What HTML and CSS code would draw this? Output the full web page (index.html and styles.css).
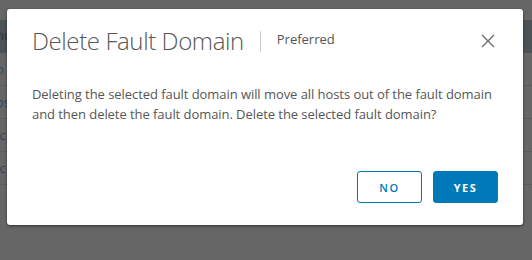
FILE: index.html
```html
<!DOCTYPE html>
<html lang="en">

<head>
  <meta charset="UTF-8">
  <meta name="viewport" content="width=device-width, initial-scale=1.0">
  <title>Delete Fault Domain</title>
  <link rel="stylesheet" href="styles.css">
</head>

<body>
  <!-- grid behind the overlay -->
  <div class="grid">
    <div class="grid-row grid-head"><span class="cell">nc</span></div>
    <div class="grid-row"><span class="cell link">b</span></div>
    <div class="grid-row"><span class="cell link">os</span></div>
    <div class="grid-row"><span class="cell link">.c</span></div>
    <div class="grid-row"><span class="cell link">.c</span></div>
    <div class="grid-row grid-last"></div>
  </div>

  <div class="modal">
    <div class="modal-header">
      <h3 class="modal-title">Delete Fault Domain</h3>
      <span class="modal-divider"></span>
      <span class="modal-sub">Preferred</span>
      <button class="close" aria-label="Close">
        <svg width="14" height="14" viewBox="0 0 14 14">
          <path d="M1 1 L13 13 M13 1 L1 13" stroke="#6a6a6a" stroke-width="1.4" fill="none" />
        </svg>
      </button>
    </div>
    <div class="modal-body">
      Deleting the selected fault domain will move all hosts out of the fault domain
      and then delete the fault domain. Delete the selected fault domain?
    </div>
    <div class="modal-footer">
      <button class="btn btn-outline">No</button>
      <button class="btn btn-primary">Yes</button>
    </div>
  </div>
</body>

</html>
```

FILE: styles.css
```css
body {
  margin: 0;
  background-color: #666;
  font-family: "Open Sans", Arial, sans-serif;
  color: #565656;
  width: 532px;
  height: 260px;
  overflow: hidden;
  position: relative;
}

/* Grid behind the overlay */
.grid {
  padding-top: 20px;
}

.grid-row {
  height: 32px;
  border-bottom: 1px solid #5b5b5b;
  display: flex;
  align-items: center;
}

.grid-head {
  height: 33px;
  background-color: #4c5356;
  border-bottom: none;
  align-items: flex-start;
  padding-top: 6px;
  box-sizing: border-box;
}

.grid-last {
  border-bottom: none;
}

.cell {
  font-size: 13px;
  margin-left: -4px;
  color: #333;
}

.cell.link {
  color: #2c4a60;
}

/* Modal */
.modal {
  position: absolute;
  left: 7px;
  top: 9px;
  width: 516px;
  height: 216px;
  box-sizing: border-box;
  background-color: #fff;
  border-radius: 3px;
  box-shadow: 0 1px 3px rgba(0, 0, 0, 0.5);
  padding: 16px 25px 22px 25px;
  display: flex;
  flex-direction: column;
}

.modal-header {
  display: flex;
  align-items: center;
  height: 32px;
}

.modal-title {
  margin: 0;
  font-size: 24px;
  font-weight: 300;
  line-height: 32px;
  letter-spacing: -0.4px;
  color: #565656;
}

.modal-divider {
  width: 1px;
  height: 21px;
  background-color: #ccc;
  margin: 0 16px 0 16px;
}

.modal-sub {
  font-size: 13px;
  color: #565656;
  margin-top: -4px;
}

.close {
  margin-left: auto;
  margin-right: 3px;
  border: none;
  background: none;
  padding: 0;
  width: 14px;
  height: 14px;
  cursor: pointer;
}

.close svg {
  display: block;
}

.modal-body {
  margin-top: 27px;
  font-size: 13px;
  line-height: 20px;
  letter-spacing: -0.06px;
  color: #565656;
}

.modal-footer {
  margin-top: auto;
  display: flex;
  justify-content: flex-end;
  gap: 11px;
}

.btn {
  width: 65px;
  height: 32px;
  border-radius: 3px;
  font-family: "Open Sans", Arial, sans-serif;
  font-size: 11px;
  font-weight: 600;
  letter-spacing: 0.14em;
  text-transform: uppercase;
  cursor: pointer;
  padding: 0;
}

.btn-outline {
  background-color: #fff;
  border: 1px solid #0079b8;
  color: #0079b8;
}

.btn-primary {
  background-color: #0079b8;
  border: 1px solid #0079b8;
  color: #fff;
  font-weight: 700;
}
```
-*-*-
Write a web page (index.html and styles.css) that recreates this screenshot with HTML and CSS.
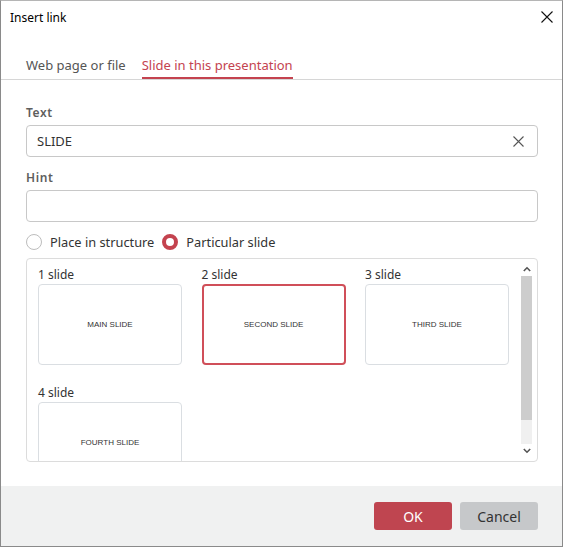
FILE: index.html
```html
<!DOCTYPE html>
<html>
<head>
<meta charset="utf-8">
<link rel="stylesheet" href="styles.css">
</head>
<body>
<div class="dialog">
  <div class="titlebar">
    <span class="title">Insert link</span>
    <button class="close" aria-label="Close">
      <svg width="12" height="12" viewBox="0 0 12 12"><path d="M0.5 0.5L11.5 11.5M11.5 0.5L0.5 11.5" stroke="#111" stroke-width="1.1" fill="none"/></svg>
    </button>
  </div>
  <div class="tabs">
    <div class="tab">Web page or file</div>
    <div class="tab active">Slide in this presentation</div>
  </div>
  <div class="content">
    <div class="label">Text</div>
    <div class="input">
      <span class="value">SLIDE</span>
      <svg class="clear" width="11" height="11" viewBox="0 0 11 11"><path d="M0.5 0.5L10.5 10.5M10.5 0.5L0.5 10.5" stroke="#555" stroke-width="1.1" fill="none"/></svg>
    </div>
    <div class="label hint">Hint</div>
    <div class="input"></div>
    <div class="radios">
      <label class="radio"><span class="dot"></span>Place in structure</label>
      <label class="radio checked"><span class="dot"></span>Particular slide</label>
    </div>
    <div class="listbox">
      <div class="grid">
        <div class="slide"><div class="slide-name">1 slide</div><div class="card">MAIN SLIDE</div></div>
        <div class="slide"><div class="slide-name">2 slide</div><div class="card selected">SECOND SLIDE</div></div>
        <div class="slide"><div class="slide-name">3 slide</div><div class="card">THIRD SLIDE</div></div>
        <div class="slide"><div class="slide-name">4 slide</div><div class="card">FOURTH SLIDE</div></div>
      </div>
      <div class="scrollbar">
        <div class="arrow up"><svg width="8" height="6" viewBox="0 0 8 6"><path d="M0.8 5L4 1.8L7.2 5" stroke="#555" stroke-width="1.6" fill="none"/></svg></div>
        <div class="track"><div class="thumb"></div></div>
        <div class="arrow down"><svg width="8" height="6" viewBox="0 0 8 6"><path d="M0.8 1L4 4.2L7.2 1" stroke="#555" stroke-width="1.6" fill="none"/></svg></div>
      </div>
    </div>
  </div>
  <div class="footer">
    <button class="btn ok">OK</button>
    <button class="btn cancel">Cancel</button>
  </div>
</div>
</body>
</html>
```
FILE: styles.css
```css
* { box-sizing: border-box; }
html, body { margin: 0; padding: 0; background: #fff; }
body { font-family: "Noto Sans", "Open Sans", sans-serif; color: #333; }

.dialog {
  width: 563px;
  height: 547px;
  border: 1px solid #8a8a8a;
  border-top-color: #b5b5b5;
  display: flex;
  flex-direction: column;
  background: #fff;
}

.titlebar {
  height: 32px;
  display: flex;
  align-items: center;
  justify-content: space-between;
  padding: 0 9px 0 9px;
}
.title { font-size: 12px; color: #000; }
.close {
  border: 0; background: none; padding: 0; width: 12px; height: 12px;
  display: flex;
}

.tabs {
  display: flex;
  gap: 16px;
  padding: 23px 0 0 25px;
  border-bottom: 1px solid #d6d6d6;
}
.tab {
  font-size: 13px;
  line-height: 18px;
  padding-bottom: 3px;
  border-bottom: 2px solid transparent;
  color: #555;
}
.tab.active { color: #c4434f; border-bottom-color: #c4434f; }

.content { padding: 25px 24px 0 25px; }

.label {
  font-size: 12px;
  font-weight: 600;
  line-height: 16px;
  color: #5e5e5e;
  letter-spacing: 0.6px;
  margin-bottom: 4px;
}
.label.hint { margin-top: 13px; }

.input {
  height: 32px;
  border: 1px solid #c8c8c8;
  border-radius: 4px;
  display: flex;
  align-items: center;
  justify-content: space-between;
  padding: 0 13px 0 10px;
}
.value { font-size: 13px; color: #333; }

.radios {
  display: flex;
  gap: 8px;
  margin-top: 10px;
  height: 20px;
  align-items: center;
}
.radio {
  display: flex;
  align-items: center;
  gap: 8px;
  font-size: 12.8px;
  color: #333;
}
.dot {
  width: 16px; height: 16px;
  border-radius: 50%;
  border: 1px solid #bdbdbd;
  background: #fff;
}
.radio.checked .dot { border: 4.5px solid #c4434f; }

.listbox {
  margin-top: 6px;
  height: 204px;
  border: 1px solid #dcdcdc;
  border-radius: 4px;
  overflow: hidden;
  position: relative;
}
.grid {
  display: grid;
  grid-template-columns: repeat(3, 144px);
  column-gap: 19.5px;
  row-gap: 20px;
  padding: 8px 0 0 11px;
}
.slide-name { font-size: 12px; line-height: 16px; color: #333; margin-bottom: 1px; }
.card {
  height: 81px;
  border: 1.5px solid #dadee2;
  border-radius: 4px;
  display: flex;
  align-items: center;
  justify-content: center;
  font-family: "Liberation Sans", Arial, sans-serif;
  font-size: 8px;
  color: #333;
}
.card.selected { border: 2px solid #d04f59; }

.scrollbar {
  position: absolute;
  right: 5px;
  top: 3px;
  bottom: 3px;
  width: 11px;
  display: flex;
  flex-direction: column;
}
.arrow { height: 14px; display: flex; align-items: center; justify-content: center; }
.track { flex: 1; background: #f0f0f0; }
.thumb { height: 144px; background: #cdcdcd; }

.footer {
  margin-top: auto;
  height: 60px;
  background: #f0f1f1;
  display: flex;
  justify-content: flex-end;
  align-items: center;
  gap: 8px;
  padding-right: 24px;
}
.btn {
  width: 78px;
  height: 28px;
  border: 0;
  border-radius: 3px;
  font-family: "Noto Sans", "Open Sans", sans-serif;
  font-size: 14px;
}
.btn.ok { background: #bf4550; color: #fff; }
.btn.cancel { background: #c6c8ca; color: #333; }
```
-*-*-
◆ **WORK TO DO**
Show, from the listing above, each line that contains the word "page".

◆ **RESPONSE TO THE EXERCISE**
What HTML and CSS code would draw this? Output the full web page (index.html and styles.css).
Write a web page (index.html and styles.css) that recreates this screenshot with HTML and CSS.
    <div class="tab">Web page or file</div>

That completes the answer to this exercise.